— Start —
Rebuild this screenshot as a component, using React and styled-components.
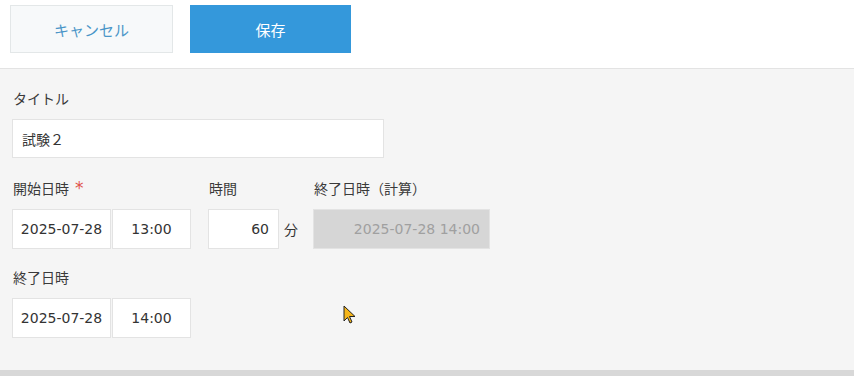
import React from 'react'
import styled, { createGlobalStyle } from 'styled-components'

const GlobalStyle = createGlobalStyle`
  html, body {
    margin: 0;
    padding: 0;
    background: #fff;
  }
  body {
    font-family: "DejaVu Sans", "Noto Sans CJK JP", sans-serif;
    color: #333;
    font-size: 14px;
  }
`

const Page = styled.div`
  position: relative;
  height: 376px;
  display: flex;
  flex-direction: column;
  overflow: hidden;
`

const Toolbar = styled.div`
  height: 69px;
  display: flex;
  gap: 17px;
  padding: 5px 10px 0;
  box-sizing: border-box;
  border-bottom: 1px solid #e3e3e3;
`

const Button = styled.button`
  width: ${p => p.$w}px;
  height: 48px;
  box-sizing: border-box;
  font-family: "Noto Sans CJK JP", sans-serif;
  font-size: 15px;
  cursor: pointer;
  border: 1px solid ${p => (p.$primary ? '#3498db' : '#e3e7e8')};
  background: ${p => (p.$primary ? '#3498db' : '#f7f9fa')};
  color: ${p => (p.$primary ? '#fff' : '#4b96c8')};
`

const Panel = styled.div`
  flex: 1;
  background: #f5f5f5;
  padding: 19px 12px 0;
  box-sizing: border-box;
  border-bottom: 6px solid #d8d8d8;
`

const Field = styled.div`
  display: flex;
  flex-direction: column;
  margin-bottom: ${p => p.$mb || 0}px;
  margin-right: ${p => p.$mr || 0}px;
`

const Label = styled.div`
  font-family: "Noto Sans CJK JP", sans-serif;
  font-size: 14px;
  line-height: 20px;
  height: 20px;
  margin-bottom: 11px;
  color: #3a3a3a;
  padding-left: 1px;
`

const Required = styled.span`
  font-family: "DejaVu Sans", sans-serif;
  color: #e0524a;
  font-size: 17px;
  line-height: 20px;
  margin-left: 6px;
`

const Row = styled.div`
  display: flex;
  gap: 15px;
  margin-bottom: 18px;
`

const Inputs = styled.div`
  display: flex;
  align-items: center;
  gap: ${p => p.$gap ?? 1}px;
`

const Input = styled.div`
  width: ${p => p.$w}px;
  height: ${p => p.$h || 40}px;
  box-sizing: border-box;
  border: 1px solid #e3e3e3;
  background: ${p => (p.$disabled ? '#d6d6d6' : '#fff')};
  color: ${p => (p.$disabled ? '#a0a0a0' : '#333')};
  font-size: 14px;
  display: flex;
  align-items: center;
  justify-content: ${p => p.$align || 'flex-start'};
  padding: 0 9px;
  white-space: nowrap;
`

const Unit = styled.span`
  font-family: "Noto Sans CJK JP", sans-serif;
  margin-left: 5px;
`

const Cursor = styled.svg`
  position: absolute;
  left: 343px;
  top: 305px;
`

export default function App() {
  return (
    <Page>
      <GlobalStyle />
      <Toolbar>
        <Button $w={163}>キャンセル</Button>
        <Button $w={161} $primary>保存</Button>
      </Toolbar>
      <Panel>
        <Field $mb={20}>
          <Label>タイトル</Label>
          <Input $w={372} $h={39}>試験２</Input>
        </Field>
        <Row>
          <Field $mr={2}>
            <Label>開始日時<Required>*</Required></Label>
            <Inputs>
              <Input $w={99} $align="center">2025-07-28</Input>
              <Input $w={79} $align="center">13:00</Input>
            </Inputs>
          </Field>
          <Field>
            <Label>時間</Label>
            <Inputs $gap={0}>
              <Input $w={71} $align="flex-end">60</Input>
              <Unit>分</Unit>
            </Inputs>
          </Field>
          <Field>
            <Label>終了日時（計算）</Label>
            <Input $w={177} $align="flex-end" $disabled>2025-07-28 14:00</Input>
          </Field>
        </Row>
        <Field>
          <Label>終了日時</Label>
          <Inputs>
            <Input $w={99} $align="center">2025-07-28</Input>
            <Input $w={79} $align="center">14:00</Input>
          </Inputs>
        </Field>
      </Panel>
      <Cursor width="14" height="20" viewBox="0 0 14 20">
        <path d="M1 1 L1 16 L4.5 12.5 L7 18 L9 17 L6.5 11.5 L12 11.5 Z" fill="#f5b518" stroke="#222" strokeWidth="1" strokeLinejoin="round" />
      </Cursor>
    </Page>
  )
}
— End —
* [What is being asked]:
Reproduce all of the data exactly, omitting each picture it holds.

* [Answer for this exercise]:
Rebuild this screenshot as a component, using React and styled-components.
import React from 'react'
import styled, { createGlobalStyle } from 'styled-components'

const GlobalStyle = createGlobalStyle`
  html, body {
    margin: 0;
    padding: 0;
    background: #fff;
  }
  body {
    font-family: "DejaVu Sans", "Noto Sans CJK JP", sans-serif;
    color: #333;
    font-size: 14px;
  }
`

const Page = styled.div`
  position: relative;
  height: 376px;
  display: flex;
  flex-direction: column;
  overflow: hidden;
`

const Toolbar = styled.div`
  height: 69px;
  display: flex;
  gap: 17px;
  padding: 5px 10px 0;
  box-sizing: border-box;
  border-bottom: 1px solid #e3e3e3;
`

const Button = styled.button`
  width: ${p => p.$w}px;
  height: 48px;
  box-sizing: border-box;
  font-family: "Noto Sans CJK JP", sans-serif;
  font-size: 15px;
  cursor: pointer;
  border: 1px solid ${p => (p.$primary ? '#3498db' : '#e3e7e8')};
  background: ${p => (p.$primary ? '#3498db' : '#f7f9fa')};
  color: ${p => (p.$primary ? '#fff' : '#4b96c8')};
`

const Panel = styled.div`
  flex: 1;
  background: #f5f5f5;
  padding: 19px 12px 0;
  box-sizing: border-box;
  border-bottom: 6px solid #d8d8d8;
`

const Field = styled.div`
  display: flex;
  flex-direction: column;
  margin-bottom: ${p => p.$mb || 0}px;
  margin-right: ${p => p.$mr || 0}px;
`

const Label = styled.div`
  font-family: "Noto Sans CJK JP", sans-serif;
  font-size: 14px;
  line-height: 20px;
  height: 20px;
  margin-bottom: 11px;
  color: #3a3a3a;
  padding-left: 1px;
`

const Required = styled.span`
  font-family: "DejaVu Sans", sans-serif;
  color: #e0524a;
  font-size: 17px;
  line-height: 20px;
  margin-left: 6px;
`

const Row = styled.div`
  display: flex;
  gap: 15px;
  margin-bottom: 18px;
`

const Inputs = styled.div`
  display: flex;
  align-items: center;
  gap: ${p => p.$gap ?? 1}px;
`

const Input = styled.div`
  width: ${p => p.$w}px;
  height: ${p => p.$h || 40}px;
  box-sizing: border-box;
  border: 1px solid #e3e3e3;
  background: ${p => (p.$disabled ? '#d6d6d6' : '#fff')};
  color: ${p => (p.$disabled ? '#a0a0a0' : '#333')};
  font-size: 14px;
  display: flex;
  align-items: center;
  justify-content: ${p => p.$align || 'flex-start'};
  padding: 0 9px;
  white-space: nowrap;
`

const Unit = styled.span`
  font-family: "Noto Sans CJK JP", sans-serif;
  margin-left: 5px;
`

const Cursor = styled.svg`
  position: absolute;
  left: 343px;
  top: 305px;
`

export default function App() {
  return (
    <Page>
      <GlobalStyle />
      <Toolbar>
        <Button $w={163}>キャンセル</Button>
        <Button $w={161} $primary>保存</Button>
      </Toolbar>
      <Panel>
        <Field $mb={20}>
          <Label>タイトル</Label>
          <Input $w={372} $h={39}>試験２</Input>
        </Field>
        <Row>
          <Field $mr={2}>
            <Label>開始日時<Required>*</Required></Label>
            <Inputs>
              <Input $w={99} $align="center">2025-07-28</Input>
              <Input $w={79} $align="center">13:00</Input>
            </Inputs>
          </Field>
          <Field>
            <Label>時間</Label>
            <Inputs $gap={0}>
              <Input $w={71} $align="flex-end">60</Input>
              <Unit>分</Unit>
            </Inputs>
          </Field>
          <Field>
            <Label>終了日時（計算）</Label>
            <Input $w={177} $align="flex-end" $disabled>2025-07-28 14:00</Input>
          </Field>
        </Row>
        <Field>
          <Label>終了日時</Label>
          <Inputs>
            <Input $w={99} $align="center">2025-07-28</Input>
            <Input $w={79} $align="center">14:00</Input>
          </Inputs>
        </Field>
      </Panel>
      <Cursor width="14" height="20" viewBox="0 0 14 20">
        <path d="M1 1 L1 16 L4.5 12.5 L7 18 L9 17 L6.5 11.5 L12 11.5 Z" fill="#f5b518" stroke="#222" strokeWidth="1" strokeLinejoin="round" />
      </Cursor>
    </Page>
  )
}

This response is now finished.